By Dylan Neely
Where to begin with this fucking band? First rock group on the cover of The Village Voice in god knows how many years, Rolling Stone declared them the hottest band in America or something, and the members project a unique mix of friendliness and creepiness… their lyrics flip between being some of the most prosodic and nuanced takes on the old fall-back themes of rock 'n roll—you know, drugs, sex, fucked up kids, and they love talking about themselves, too—and eye-roll-inducing bland and usually chauvinistic truisms we all hoped were left behind in the 70s (see the chorus on one of the tracks on this live album that has yet to get a studio treatment: “Guys go for looks / Girls go for status.” Y'all can do better than that – I know because Separation Sunday is my go-to depressed middle-of-the-night album after White Light/White Heat and your whole second album is a lyrical gem as good a good chunk of the literary references you love dropping). Craig Finn, their lead singer, and Tad Kubler, lead guitar, are the core of the brilliant 90s post-punk band Lifter Puller, but they moved to Brooklyn some years ago and unabashedly started a rock 'n roll band, and, judging by their quick rise to success, it seems that there are a lot of people out there who still like rock 'n roll.
Now, Craig Finn just loves playing to the crowd—he hops around, makes excruciated faces and syncopates his delivery and generally tries to keep a crowd that's listened to their studio albums a million times guessing—and it works well enough when you see them live, especially after you have a few drinks in you. Frankly, though, it's fucking annoying on a live album. His female vocal impersonations and droll between-song commentary are fine on first listen, I guess, but this is not an album that will have the staying appeal of The Hold Steady Almost Killed Me, Separation Sunday or even Stay Positive. (As an aside, Boys and Girls in America gets old pretty fast, too, but not as fast as this album).
So A Positive Rage is good for a couple listens – if you haven't seen the band live, it's nice to hear that they're actually quite sincere and willing to engage with the audience in a way that a lot of bands that have reached their size aren't. Also, there are three new tracks that aren't on their four studio albums: “Girls Like Status” – catchy, but probably, lyrically, the worst song they've ever done. “You Gotta Dance (With Who You Came With)” is forgettable and sounds like too much bad late-70s rock, but “Ask her for Aderrall” is absolutely fantastic – it's funny, clever, and I think it it nails the reasons that people listen to this band. A Positive Rage was recorded Halloween 2007, which is ironic in itself because Craig Finn got fired from his record company job in 2003 for releasing a live Halloween album of another Brooklyn stalwart… somehow I get the feeling that this record is a much surer bet commercially.
The Hold Steady's entire shtick is mythologizing the people that listen to rock and hardcore music – suburban kids, speed addicts, stoners, college students… and, theoretically, those people are right there listening to the band and cheering for themselves at The Metro in Chicago.

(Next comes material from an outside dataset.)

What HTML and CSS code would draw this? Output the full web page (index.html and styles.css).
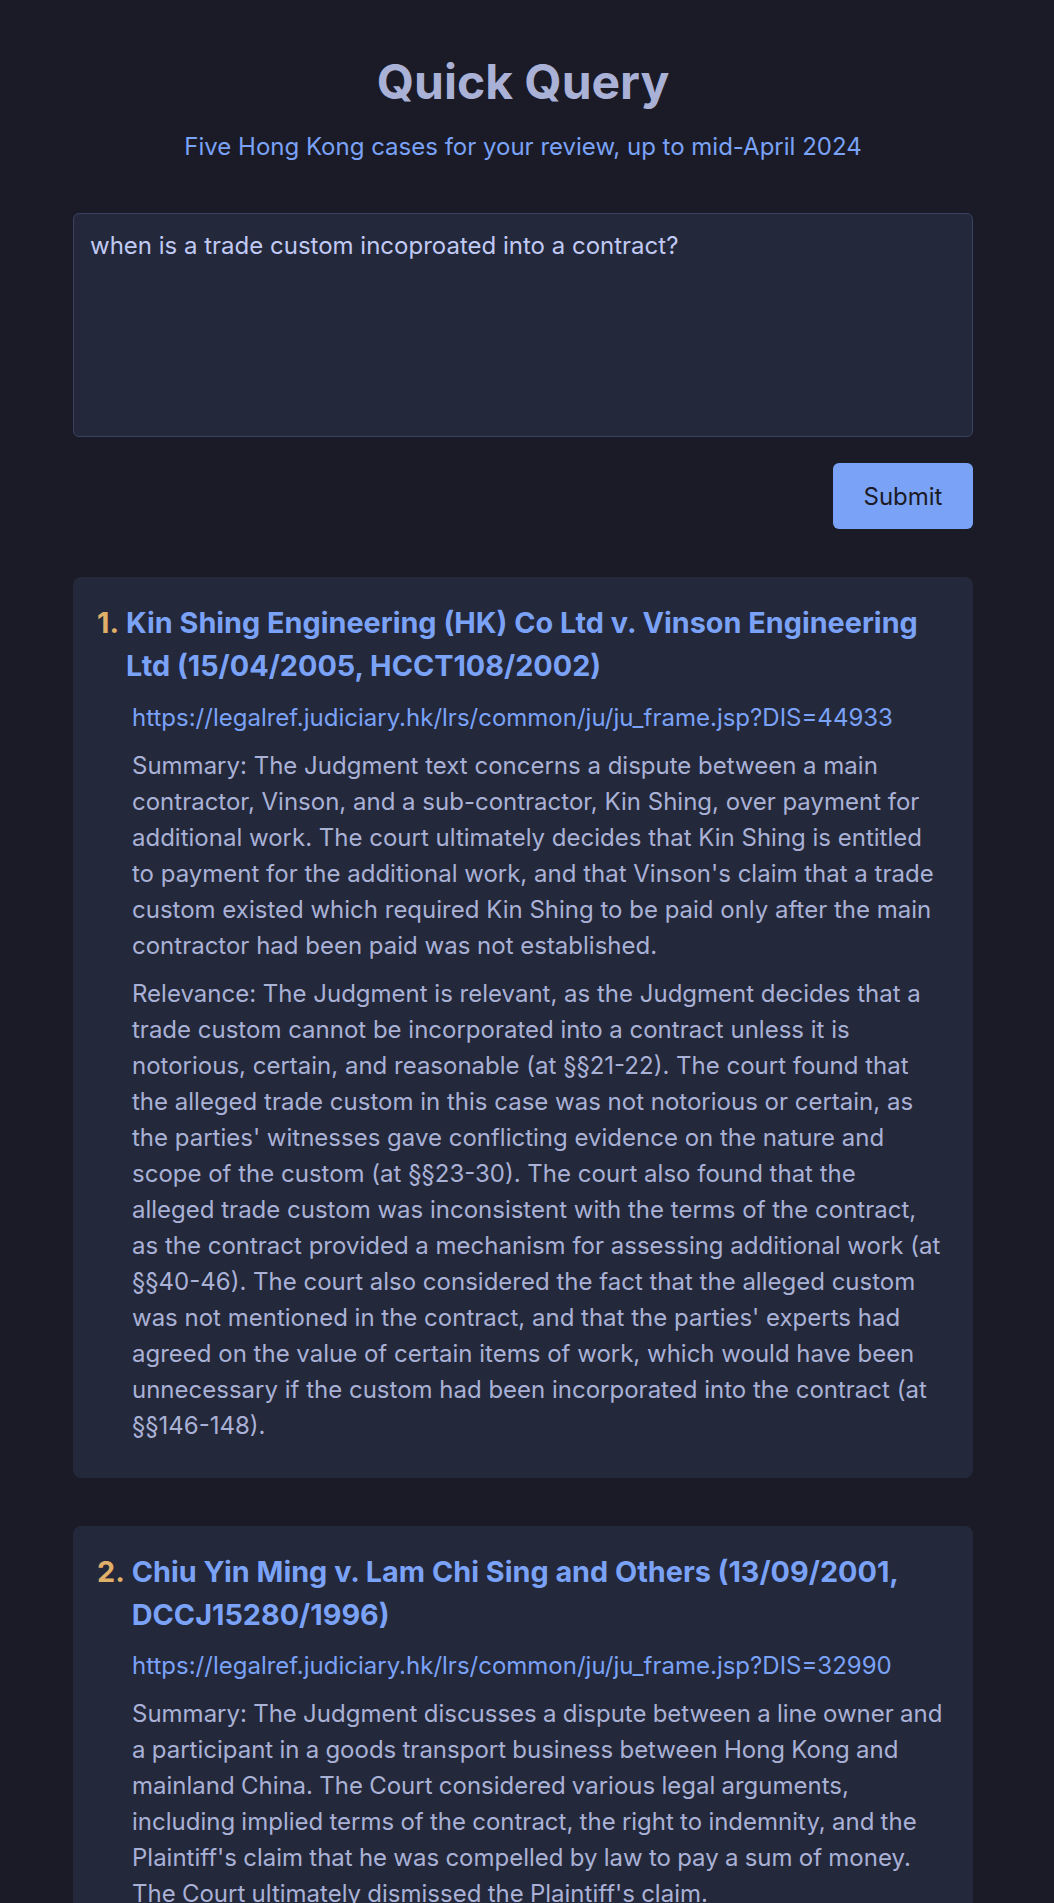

Recording with a real audience should give us the opportunity to feel like the band is playing right to us, but it fails in that regard. In a way, it sort of reveals the whole charade of playing 70s-fueled rock in 2009 and trying to run a middle ground between the garage-rock ethos that spawned punk and a rock 'n roll style more along of the lines of egoistic stadium rock. But I think the trick to listening to this band is appreciating their witty, clever cynicism for what it is and, in the next moment, grabbing uncynically to their most sincere gems like “Stay Positive”:
Well The Youth Of Today / And the early 7 Seconds / Taught me some of life's most valuable lessons / There's gonna come a time / When the scene'll seem less sunny/It'll probably get druggy / And the kids will seem too skinny / . . . / The kids at the shows / They'll have kids of their own / And our sing-along songs will be their scriptures.
They did the post-punk wearily cynical thing already back in Minneapolis and they did it great, but hey, even if life is that bleakly depressing, shouldn't music, at least, be able to cheer us up sometimes?